Friday, September 19, 2014

Eating Sine Qua None




Fig.1. All of the above ingredients are farm sourced. When cooking with such ingredients, your finished dish will sing songs of sublime taste. Such ingredients should be Sine qua none with life.


Sine qua none refers to an ‘indispensable and essential action, condition, or ingredient.’ (Wikipedia) It’s a Latin legal term that has tied its assertion alongside many of life’s doctrines. I first read the words Sine qua none in a cookbook. The author used the term to explain that, while it’s up to the reader what ingredient they ultimately use, the end result is indispensably linked to the quality of ingredients used.  One can see evidence of this when eating in the county sides of France, Italy or Greece: Farm and hill sourced ingredients will cause the final dish to rise significantly up the taste echelon when compared to the same dish made within the walls of a city. And while many of the ingredients we buy carry markings of ‘local’ and ‘organic’ and ‘free range’, it’s best to remember that the finest, freshest, and best tasting of ingredients have no packaging at all; the only markings on the garlic you grow yourself is dirt. But like it or leave it, the vast majority of us who live in the city but long for a taste of the country have to avoid food-cynicism and find a way to cope. So, the question becomes, how does one live in a city and eat and cook sine qua none? The answer can be found in travel and sourcing.
There is one constant truth with regard to every major city the world over: they are surrounded by farms. Some of these farms are large-scale, industrial farms and some are small, family run; go to the latter. If 
you live in Montreal, you don't have to travel far. Laval has some great farms, most of which can be found on www.saveurdelaval.com  
A little further away than Laval, Vermont is a bastion of good ingredients. Vermont’s abundance of small farms, co-op farm programs, and food shops makes this American state an ideal place to source worthy ingredients.  Another noble trait that makes Vermont a territory filled with Sine qua none ingredients is their attitude towards food: eating local is not a theory in Vermont, it’s a practice. Any worthwhile restaurant in Vermont creates their menus with local ingredients front and centre.

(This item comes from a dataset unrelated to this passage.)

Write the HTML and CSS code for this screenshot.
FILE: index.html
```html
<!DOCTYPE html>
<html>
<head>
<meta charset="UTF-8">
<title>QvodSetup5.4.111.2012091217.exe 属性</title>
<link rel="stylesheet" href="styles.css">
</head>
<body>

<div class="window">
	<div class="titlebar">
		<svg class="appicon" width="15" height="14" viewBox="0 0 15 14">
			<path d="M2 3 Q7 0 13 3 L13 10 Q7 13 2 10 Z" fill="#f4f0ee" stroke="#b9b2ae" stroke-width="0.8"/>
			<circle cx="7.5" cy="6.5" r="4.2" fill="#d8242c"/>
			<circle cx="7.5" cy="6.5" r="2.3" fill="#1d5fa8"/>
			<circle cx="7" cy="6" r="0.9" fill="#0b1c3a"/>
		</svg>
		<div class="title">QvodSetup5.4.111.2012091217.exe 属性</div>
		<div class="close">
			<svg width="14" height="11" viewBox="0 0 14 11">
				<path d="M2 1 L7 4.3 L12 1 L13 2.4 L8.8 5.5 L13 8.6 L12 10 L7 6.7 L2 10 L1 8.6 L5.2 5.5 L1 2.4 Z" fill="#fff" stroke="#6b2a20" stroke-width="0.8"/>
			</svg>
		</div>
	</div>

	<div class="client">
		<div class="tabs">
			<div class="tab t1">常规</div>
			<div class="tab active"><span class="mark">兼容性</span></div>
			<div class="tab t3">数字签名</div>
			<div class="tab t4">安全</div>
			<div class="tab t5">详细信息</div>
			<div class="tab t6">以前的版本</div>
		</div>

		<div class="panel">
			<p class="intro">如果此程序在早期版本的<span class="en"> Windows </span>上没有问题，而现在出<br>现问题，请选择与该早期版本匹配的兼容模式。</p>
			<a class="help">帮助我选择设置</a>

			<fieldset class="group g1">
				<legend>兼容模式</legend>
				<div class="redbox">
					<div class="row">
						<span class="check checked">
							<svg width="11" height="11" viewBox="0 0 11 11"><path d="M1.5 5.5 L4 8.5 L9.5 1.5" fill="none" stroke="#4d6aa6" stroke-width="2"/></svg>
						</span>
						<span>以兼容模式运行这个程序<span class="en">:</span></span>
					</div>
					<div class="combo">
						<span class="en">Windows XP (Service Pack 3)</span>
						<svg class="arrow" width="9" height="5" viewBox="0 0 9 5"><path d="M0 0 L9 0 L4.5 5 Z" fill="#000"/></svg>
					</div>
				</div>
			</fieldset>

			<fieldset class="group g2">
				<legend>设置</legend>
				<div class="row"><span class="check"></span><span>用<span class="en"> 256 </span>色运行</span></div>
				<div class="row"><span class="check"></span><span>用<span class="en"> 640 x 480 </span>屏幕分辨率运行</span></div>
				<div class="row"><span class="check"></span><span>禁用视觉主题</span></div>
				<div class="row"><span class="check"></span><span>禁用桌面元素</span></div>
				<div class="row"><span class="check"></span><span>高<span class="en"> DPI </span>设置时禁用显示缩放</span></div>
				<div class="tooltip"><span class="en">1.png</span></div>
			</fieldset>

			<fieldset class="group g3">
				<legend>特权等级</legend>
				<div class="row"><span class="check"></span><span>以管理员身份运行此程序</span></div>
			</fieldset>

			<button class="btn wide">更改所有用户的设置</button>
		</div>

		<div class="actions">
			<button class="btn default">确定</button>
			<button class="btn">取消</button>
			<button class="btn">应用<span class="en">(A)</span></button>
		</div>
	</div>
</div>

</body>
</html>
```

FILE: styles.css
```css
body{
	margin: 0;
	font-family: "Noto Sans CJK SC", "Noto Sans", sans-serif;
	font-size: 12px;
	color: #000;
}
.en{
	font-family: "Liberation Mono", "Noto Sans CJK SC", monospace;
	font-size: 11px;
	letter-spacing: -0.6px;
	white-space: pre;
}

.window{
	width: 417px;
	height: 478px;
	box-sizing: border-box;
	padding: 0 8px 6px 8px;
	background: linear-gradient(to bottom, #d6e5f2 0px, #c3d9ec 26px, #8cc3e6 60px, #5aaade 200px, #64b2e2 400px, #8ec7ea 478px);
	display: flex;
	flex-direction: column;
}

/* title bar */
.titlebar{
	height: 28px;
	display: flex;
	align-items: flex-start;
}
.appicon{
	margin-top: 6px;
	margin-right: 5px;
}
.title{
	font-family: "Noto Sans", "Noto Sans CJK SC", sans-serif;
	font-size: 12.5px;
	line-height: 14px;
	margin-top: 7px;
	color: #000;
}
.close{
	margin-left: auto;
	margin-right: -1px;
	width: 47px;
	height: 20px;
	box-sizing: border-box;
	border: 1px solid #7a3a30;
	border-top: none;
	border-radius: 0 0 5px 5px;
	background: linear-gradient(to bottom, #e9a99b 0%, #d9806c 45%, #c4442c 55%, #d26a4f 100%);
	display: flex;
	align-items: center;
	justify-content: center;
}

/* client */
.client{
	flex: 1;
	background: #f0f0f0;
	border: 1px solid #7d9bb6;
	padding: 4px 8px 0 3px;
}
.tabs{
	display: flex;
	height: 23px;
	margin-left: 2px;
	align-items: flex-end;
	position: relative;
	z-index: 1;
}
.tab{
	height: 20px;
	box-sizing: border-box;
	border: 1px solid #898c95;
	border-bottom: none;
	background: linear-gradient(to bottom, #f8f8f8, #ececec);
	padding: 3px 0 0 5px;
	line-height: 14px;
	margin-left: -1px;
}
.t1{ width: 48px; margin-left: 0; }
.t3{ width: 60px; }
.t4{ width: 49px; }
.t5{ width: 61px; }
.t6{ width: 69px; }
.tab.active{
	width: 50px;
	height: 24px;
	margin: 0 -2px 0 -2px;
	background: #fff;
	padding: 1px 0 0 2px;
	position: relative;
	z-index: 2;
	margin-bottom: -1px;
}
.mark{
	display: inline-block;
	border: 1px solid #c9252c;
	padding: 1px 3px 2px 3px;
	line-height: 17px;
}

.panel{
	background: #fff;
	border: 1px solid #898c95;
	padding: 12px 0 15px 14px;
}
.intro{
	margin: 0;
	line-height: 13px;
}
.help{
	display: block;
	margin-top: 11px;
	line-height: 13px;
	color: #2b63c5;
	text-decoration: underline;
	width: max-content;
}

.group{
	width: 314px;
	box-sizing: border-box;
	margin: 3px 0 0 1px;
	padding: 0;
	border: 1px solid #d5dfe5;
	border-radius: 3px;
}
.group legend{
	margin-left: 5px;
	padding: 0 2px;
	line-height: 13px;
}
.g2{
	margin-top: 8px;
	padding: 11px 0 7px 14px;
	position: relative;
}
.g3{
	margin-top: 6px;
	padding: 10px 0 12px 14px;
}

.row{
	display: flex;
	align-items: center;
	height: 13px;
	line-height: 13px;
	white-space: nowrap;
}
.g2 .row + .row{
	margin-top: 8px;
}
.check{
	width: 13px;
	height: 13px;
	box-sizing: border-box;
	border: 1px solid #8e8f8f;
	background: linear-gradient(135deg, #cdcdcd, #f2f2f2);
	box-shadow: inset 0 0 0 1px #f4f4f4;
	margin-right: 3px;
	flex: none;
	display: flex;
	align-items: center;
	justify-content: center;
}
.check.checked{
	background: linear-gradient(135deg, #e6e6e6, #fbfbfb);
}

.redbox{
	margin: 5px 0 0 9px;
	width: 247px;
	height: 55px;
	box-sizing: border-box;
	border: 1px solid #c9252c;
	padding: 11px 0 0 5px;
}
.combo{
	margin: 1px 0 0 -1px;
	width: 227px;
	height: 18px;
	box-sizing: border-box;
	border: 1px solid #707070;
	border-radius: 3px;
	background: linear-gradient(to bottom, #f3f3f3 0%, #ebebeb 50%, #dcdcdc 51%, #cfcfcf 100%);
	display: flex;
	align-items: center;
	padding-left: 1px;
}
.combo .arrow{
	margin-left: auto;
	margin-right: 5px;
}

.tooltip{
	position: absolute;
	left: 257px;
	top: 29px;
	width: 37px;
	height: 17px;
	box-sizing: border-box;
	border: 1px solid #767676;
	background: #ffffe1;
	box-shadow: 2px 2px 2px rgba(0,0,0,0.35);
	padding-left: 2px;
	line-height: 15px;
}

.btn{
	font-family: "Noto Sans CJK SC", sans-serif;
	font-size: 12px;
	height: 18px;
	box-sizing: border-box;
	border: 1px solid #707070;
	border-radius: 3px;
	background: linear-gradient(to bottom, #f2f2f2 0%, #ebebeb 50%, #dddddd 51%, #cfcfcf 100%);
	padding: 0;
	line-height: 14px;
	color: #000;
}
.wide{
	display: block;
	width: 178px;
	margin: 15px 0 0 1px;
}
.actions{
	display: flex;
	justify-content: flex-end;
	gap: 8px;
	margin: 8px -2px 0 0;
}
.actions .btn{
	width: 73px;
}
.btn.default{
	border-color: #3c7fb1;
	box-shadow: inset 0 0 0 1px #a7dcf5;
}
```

For those who can't travel, sourcing involves knowing where your food comes. Your best bet is a farmer's market, but, ask questions. Buy local and eat foods that are in season is a tired sentence for most food writers worth a damn, but I'll keep writing and repeating it until I don't believe it anymore. 

The cookbook in which I read the words sine qua none, in case you were wondering, was in Jacques Pepin’s, Complete Techniques—an indispensable and essential cookbook if ever there was one. Pepin's mindset is one shared by all of the great gastronomes that have pondered the philosophy of food: Jean Anthelme Brillat-Savarin, James Beard, M.L.K Fisher and George Auguste Escoffier all agreed that only optimal ingredients should ever be used when cooking. 
There is, however, one essential need Pepin forgot to mention when it comes to food and eating. We would do well to remember that it’s not just our ingredients that should be sine qua none with what and how we eat, but hunger as well. For without hunger’s genuine state, nothing will taste as it should.


Fig.2. Farmer's Market in Woodstock Vermont.



Fig.3. A mascot cow from Sugarbush Farms in Vermont. Sugarbush is a great place to get Vermont Cheddar,  smoked cheese, and blue cheese.


Fig..4.  Moving to the country, gonna eat me a lot of peaches.